To be done: Count lines holding the string "components" in the data that follows. Reply with one number only.

Data section:
####
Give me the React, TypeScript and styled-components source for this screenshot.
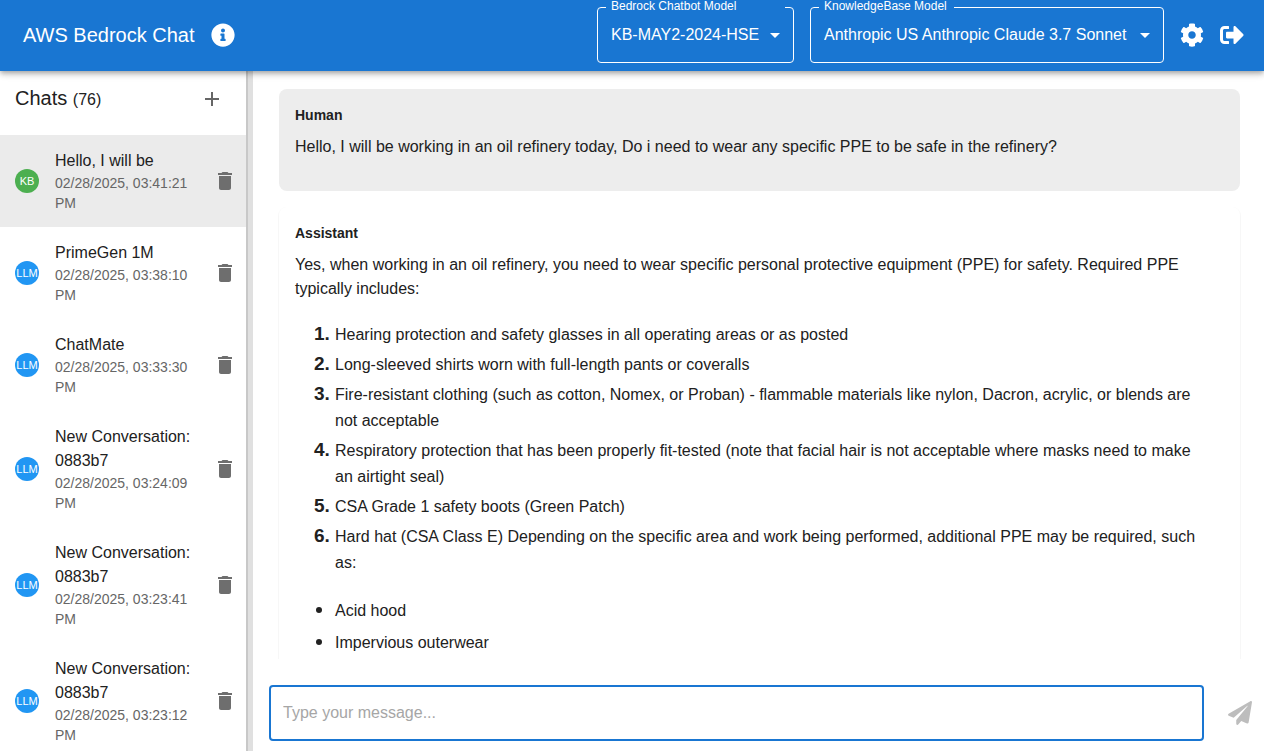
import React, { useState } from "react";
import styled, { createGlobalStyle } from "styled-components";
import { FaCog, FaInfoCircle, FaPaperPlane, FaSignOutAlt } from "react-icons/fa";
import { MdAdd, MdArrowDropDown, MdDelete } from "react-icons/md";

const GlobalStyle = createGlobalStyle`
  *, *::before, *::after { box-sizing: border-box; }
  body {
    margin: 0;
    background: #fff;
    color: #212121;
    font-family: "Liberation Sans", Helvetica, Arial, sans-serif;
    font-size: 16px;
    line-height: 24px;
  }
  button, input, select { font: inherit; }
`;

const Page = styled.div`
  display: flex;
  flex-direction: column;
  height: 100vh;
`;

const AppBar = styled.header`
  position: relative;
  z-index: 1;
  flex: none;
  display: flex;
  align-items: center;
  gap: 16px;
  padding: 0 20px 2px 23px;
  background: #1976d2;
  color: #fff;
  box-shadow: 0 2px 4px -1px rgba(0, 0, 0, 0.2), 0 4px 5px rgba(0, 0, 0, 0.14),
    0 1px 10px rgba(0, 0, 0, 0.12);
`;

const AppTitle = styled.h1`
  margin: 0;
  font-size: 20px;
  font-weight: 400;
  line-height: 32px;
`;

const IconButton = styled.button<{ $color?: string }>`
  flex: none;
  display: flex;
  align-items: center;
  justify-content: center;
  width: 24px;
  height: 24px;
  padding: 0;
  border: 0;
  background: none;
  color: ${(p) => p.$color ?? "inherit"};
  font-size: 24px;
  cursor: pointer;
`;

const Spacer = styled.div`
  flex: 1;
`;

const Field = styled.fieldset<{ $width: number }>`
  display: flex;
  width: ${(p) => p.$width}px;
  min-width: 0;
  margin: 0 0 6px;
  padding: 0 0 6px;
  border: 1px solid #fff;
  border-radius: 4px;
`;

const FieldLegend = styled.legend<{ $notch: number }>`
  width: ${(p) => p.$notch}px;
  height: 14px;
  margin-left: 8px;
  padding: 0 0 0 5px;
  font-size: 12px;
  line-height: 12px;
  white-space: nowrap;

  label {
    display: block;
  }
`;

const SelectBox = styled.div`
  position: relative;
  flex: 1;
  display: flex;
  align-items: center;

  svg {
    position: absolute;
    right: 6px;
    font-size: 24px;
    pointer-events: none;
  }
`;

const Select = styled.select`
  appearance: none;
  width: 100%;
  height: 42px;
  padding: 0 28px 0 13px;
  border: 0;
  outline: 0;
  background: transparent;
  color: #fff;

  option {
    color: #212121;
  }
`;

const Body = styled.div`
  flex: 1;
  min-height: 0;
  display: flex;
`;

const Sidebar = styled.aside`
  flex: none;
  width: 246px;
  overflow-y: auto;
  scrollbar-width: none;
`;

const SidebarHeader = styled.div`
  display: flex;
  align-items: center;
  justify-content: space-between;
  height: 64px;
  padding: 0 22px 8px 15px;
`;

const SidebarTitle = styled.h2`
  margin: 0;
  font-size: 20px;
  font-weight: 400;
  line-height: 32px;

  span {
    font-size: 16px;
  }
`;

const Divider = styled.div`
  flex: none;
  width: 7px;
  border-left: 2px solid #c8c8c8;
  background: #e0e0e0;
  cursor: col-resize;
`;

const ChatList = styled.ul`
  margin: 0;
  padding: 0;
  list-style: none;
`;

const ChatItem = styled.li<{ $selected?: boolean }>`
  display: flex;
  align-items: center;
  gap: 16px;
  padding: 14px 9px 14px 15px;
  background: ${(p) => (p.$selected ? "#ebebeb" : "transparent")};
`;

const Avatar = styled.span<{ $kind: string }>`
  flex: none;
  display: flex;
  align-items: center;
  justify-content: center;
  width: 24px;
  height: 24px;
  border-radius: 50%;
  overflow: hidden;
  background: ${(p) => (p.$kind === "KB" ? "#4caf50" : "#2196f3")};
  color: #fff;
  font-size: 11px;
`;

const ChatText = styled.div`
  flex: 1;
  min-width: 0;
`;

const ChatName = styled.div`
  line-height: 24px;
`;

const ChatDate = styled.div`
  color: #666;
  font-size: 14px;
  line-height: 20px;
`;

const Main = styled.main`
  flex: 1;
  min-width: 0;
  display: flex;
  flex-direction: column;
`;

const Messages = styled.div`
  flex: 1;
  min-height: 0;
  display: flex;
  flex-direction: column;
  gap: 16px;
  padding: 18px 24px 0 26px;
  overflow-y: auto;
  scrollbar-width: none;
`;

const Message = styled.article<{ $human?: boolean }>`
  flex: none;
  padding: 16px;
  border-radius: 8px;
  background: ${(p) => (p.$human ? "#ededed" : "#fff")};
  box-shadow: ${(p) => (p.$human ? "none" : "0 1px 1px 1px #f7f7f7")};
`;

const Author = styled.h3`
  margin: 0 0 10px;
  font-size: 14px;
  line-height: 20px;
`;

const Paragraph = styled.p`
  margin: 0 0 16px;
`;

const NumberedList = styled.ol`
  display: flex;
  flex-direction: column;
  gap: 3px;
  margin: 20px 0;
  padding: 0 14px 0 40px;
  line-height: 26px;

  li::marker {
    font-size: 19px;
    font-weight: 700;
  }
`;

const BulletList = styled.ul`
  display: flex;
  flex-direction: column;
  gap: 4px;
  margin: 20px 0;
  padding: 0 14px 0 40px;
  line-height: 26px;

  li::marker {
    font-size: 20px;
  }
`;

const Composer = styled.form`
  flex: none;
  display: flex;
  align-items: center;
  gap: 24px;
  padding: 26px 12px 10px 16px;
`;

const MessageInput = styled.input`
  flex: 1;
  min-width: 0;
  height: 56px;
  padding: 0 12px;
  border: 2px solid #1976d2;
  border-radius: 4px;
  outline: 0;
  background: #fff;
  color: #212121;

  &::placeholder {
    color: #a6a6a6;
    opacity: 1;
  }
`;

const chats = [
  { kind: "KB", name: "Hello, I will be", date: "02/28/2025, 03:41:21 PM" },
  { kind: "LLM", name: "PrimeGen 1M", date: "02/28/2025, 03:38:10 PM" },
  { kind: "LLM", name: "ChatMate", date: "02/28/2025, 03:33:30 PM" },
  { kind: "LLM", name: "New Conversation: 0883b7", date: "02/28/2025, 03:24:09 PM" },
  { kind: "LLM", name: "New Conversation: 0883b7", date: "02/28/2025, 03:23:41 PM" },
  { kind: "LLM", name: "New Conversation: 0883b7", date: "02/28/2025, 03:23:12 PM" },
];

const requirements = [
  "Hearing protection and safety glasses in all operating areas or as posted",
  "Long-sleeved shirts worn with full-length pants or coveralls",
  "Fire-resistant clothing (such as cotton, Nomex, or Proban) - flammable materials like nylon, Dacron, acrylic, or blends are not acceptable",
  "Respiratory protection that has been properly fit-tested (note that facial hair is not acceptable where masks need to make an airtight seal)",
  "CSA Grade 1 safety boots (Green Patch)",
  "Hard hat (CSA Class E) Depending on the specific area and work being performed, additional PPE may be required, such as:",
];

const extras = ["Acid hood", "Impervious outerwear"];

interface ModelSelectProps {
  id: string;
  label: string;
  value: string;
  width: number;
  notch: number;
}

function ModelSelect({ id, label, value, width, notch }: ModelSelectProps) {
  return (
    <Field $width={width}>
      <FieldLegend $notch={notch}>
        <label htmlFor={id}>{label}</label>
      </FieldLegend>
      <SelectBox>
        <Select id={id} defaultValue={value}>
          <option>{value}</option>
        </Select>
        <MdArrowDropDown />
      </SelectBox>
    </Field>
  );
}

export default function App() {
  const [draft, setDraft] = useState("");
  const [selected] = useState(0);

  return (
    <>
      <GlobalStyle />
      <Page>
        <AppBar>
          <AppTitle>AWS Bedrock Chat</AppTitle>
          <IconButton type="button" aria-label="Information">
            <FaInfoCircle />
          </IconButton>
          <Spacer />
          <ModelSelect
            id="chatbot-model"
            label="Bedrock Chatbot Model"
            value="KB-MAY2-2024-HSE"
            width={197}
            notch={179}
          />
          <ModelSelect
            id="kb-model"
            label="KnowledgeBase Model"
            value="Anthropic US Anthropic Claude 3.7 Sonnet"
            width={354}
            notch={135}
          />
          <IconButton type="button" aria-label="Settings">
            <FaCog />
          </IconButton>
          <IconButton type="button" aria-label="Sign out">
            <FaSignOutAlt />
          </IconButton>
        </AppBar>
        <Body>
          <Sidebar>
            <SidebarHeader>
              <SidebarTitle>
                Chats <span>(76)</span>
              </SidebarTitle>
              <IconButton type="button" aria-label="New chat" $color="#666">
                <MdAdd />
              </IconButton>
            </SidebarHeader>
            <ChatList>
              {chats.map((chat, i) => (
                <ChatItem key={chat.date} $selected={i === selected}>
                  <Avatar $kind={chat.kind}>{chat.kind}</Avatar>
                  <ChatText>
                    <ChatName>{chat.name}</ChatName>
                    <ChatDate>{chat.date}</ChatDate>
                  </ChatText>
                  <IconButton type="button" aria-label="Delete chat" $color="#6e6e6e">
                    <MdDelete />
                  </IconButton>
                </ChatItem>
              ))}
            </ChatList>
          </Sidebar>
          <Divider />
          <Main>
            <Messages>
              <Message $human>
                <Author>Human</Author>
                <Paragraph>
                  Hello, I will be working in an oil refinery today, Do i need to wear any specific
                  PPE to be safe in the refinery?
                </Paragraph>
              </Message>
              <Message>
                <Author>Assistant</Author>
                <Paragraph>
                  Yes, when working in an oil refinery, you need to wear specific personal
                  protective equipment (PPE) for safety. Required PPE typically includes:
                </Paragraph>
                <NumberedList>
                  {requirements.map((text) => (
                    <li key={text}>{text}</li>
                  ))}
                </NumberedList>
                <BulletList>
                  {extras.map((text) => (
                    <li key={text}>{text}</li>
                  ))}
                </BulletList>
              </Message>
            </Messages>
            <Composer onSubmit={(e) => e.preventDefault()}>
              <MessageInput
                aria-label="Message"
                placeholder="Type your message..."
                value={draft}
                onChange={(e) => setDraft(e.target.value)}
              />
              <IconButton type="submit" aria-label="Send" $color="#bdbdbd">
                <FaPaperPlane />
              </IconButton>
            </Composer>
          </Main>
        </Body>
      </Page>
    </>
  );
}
####
Answer to the task: 2